(Records from a data source)
# # # #

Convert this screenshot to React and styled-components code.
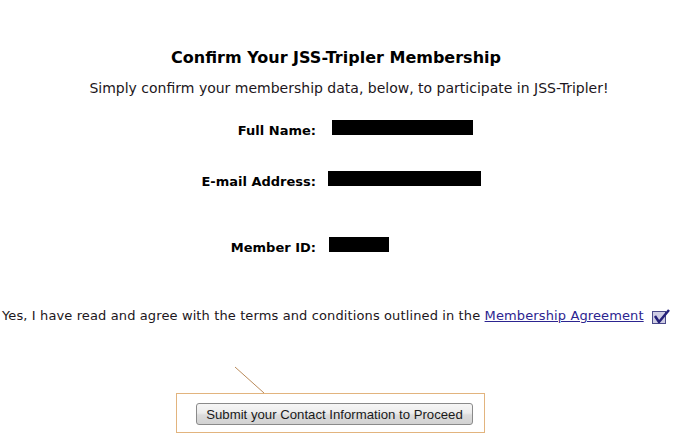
import React from 'react';
import styled, { createGlobalStyle } from 'styled-components';

const GlobalStyle = createGlobalStyle`
    body {
        margin: 0;
        background: #ffffff;
        font-family: "DejaVu Sans", Verdana, sans-serif;
    }
`;

const Page = styled.div`
    width: 681px;
    height: 448px;
    overflow: hidden;
    padding-top: 46px;
    box-sizing: border-box;
`;

const Title = styled.h1`
    margin: 0 9px 0 0;
    text-align: center;
    font-size: 16px;
    font-weight: bold;
    color: #000;
    line-height: 24px;
`;

const Subtitle = styled.p`
    margin: 9px 0 0 17px;
    text-align: center;
    font-size: 14px;
    color: #1c1620;
    line-height: 18px;
`;

const Form = styled.div`
    display: grid;
    grid-template-columns: 316px auto;
    column-gap: 12px;
    margin-top: 25px;
`;

const Label = styled.div`
    text-align: right;
    font-size: 13px;
    font-weight: bold;
    color: #000;
    line-height: 18px;
    margin-top: ${({ $top }) => $top}px;
`;

const Redacted = styled.div`
    background: #000;
    height: 15px;
    width: ${({ $w }) => $w}px;
    margin-left: ${({ $x }) => $x}px;
    margin-top: ${({ $top }) => $top - 2}px;
`;

const Agreement = styled.div`
    display: flex;
    align-items: center;
    gap: 7px;
    margin: 50px 0 0 2px;
    font-size: 13px;
    letter-spacing: 0.12px;
    color: #1c1620;
    line-height: 18px;
    white-space: nowrap;
`;

const Link = styled.a`
    color: #2c2490;
    text-decoration: underline;
    cursor: pointer;
`;

const ButtonArea = styled.div`
    position: relative;
    margin: 68px 0 0 176px;
    width: 309px;
    height: 40px;
    border: 1px solid #e2b47e;
    box-sizing: border-box;
    padding: 9px 0 0 19px;
`;

const Callout = styled.svg`
    position: absolute;
    left: 58px;
    top: -27px;
    overflow: visible;
`;

const SubmitButton = styled.button`
    font-family: "Liberation Sans", Arial, sans-serif;
    font-size: 13.2px;
    color: #1a1a1a;
    width: 277px;
    height: 22px;
    padding: 0;
    border: 1px solid #8a8a8a;
    border-radius: 3px;
    background: linear-gradient(#f6f6f6 0%, #ececec 45%, #dcdcdc 55%, #d2d2d2 100%);
    cursor: pointer;
`;

const CheckIcon = () => (
    <svg width="20" height="17" viewBox="0 0 20 17">
        <rect x="1.5" y="3.5" width="13" height="12" fill="#cfcde3" stroke="#4a4a8a" strokeWidth="1" />
        <path d="M4 8 L8 14 L18 2" fill="none" stroke="#24207a" strokeWidth="2.5" strokeLinejoin="round" />
    </svg>
);

const rows = [
    { label: 'Full Name:', top: 0, x: 4, w: 141 },
    { label: 'E-mail Address:', top: 33, x: 0, w: 153 },
    { label: 'Member ID:', top: 48, x: 1, w: 60 },
];

const App = () => {
    return (
        <Page>
            <GlobalStyle />
            <Title>Confirm Your JSS-Tripler Membership</Title>
            <Subtitle>Simply confirm your membership data, below, to participate in JSS-Tripler!</Subtitle>
            <Form>
                {rows.map((row) => (
                    <React.Fragment key={row.label}>
                        <Label $top={row.top}>{row.label}</Label>
                        <Redacted $top={row.top} $x={row.x} $w={row.w} />
                    </React.Fragment>
                ))}
            </Form>
            <Agreement>
                <span>
                    Yes, I have read and agree with the terms and conditions outlined in the{' '}
                    <Link>Membership Agreement</Link>
                </span>
                <CheckIcon />
            </Agreement>
            <ButtonArea>
                <Callout width="30" height="27">
                    <line x1="0" y1="0" x2="29" y2="26" stroke="#b98a5a" strokeWidth="1" />
                </Callout>
                <SubmitButton>Submit your Contact Information to Proceed</SubmitButton>
            </ButtonArea>
        </Page>
    );
};

export default App;
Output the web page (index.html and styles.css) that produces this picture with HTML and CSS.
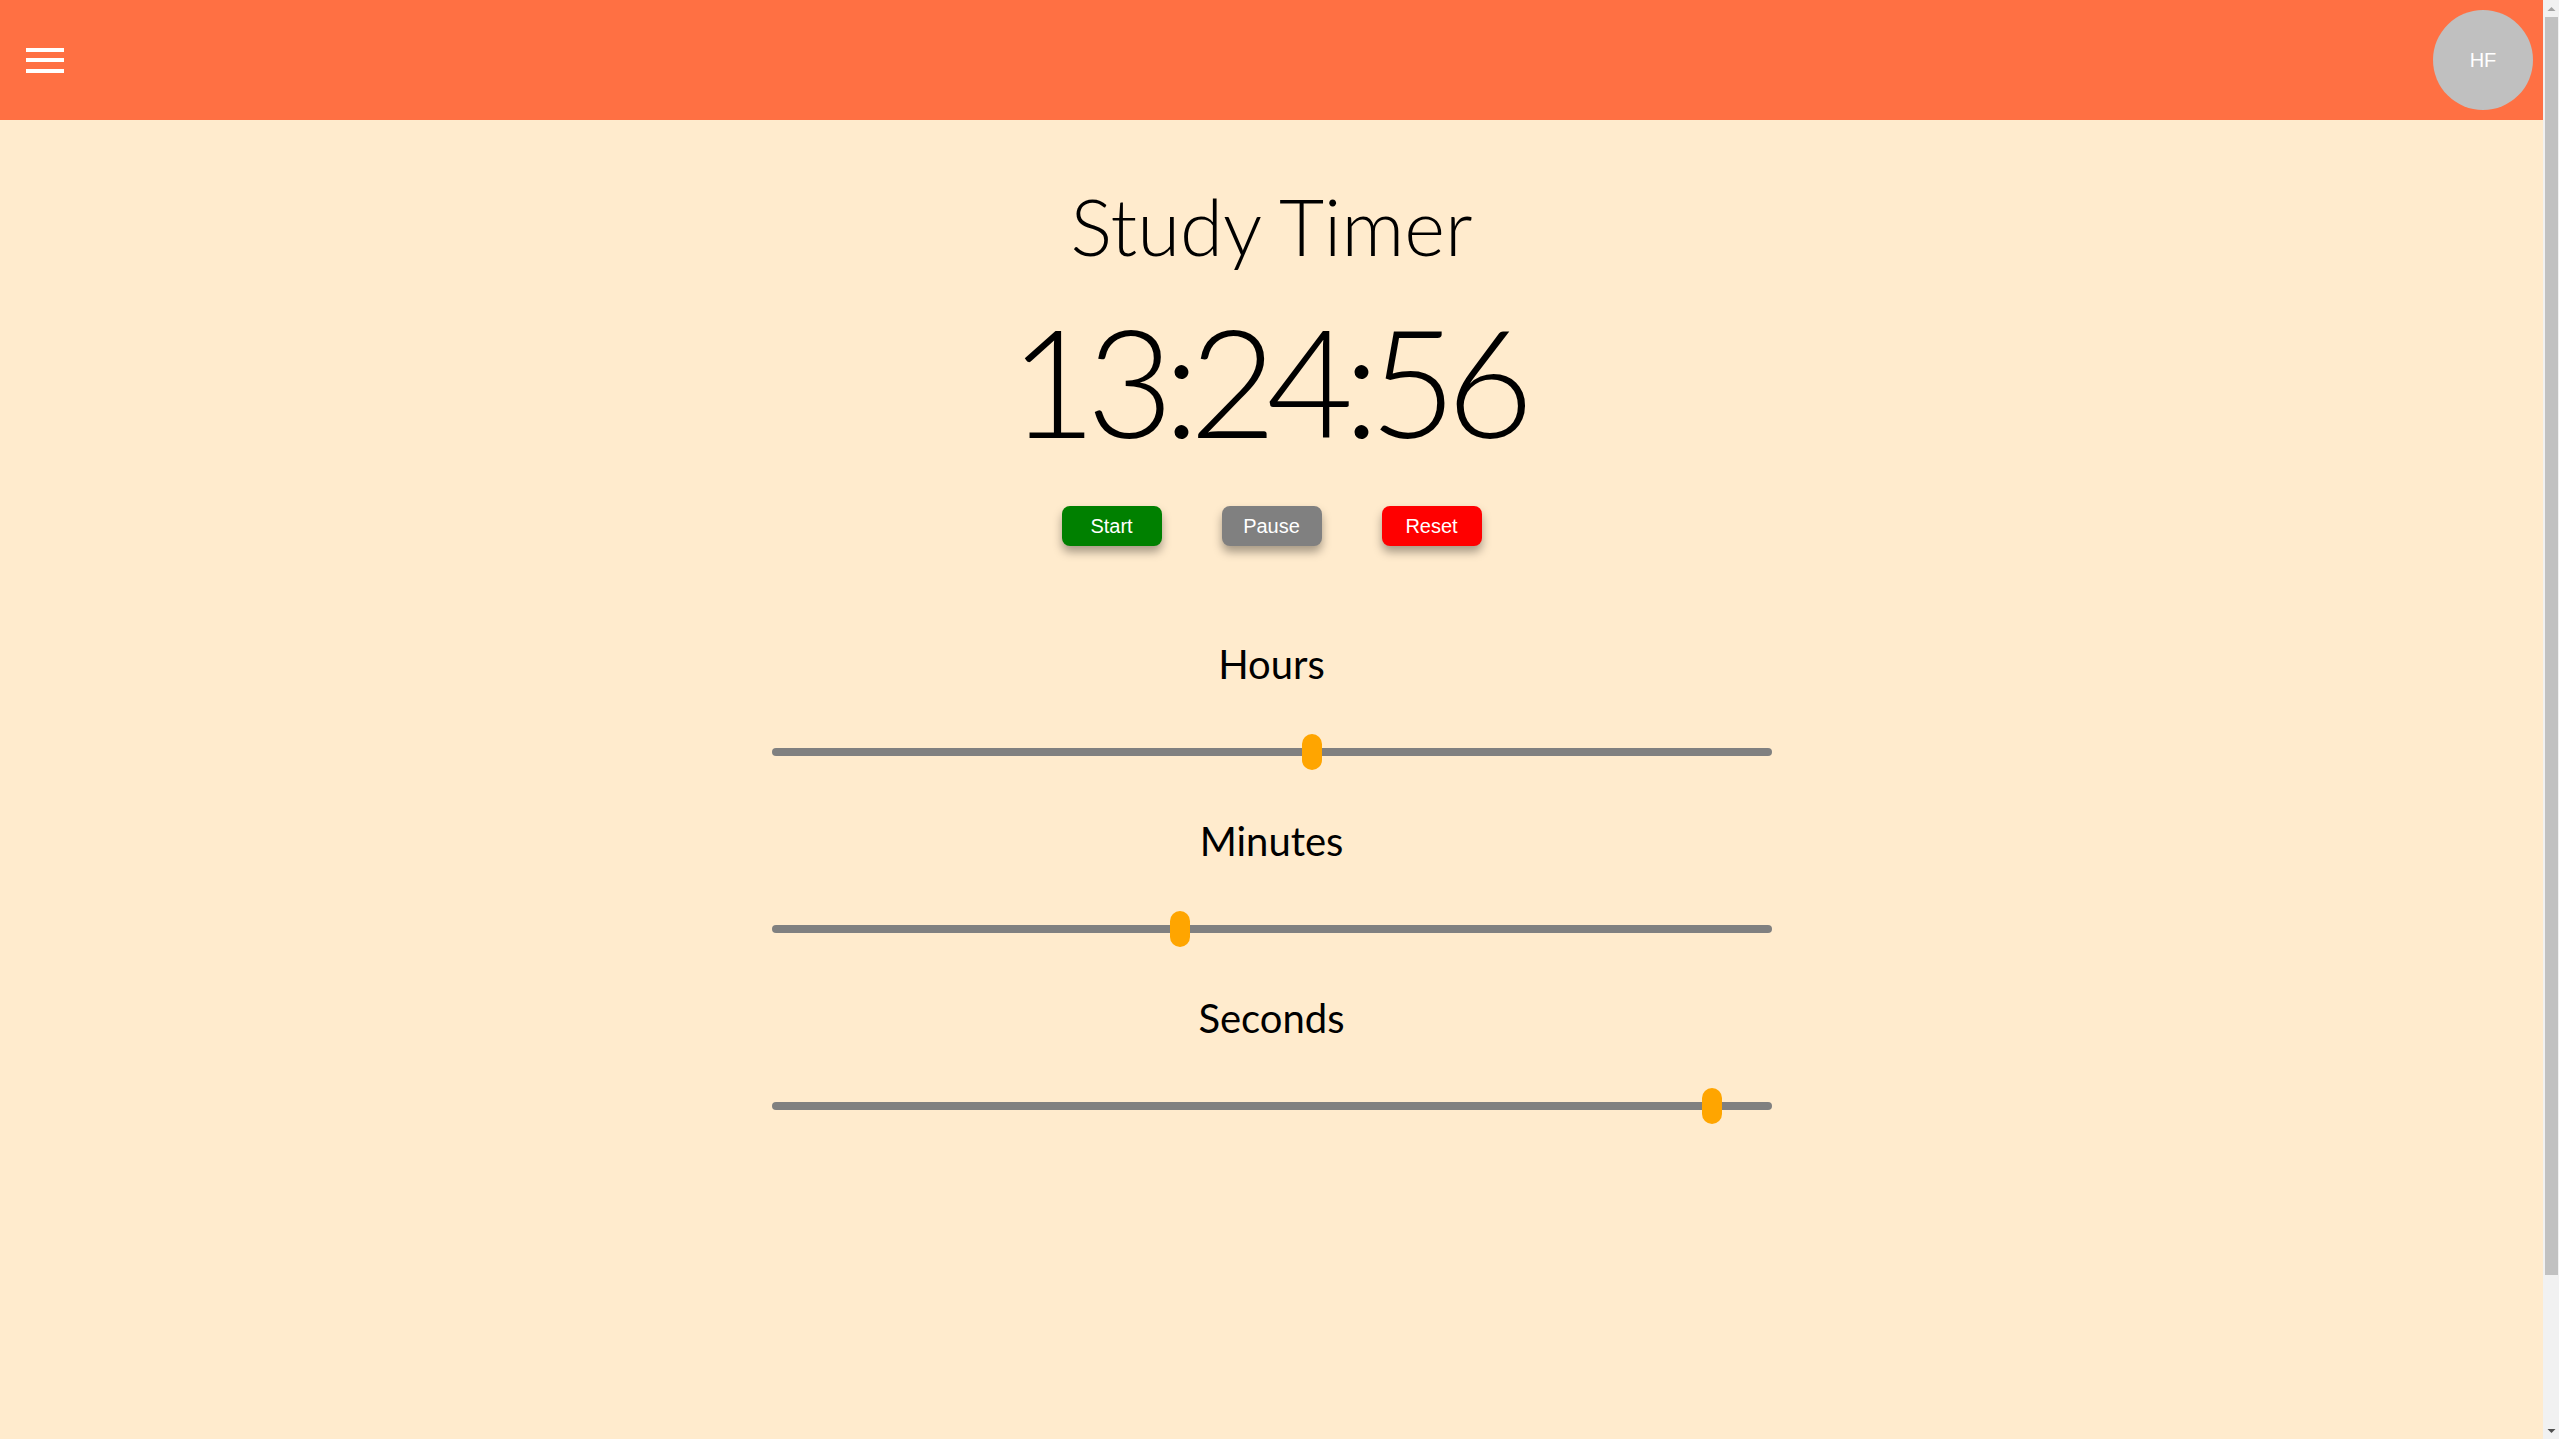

# # # #

*Task requirements:* Using the listing above, pull out all lines that hold the word "React".

*Task output:*
Convert this screenshot to React and styled-components code.
import React from 'react';
                    <React.Fragment key={row.label}>
                    </React.Fragment>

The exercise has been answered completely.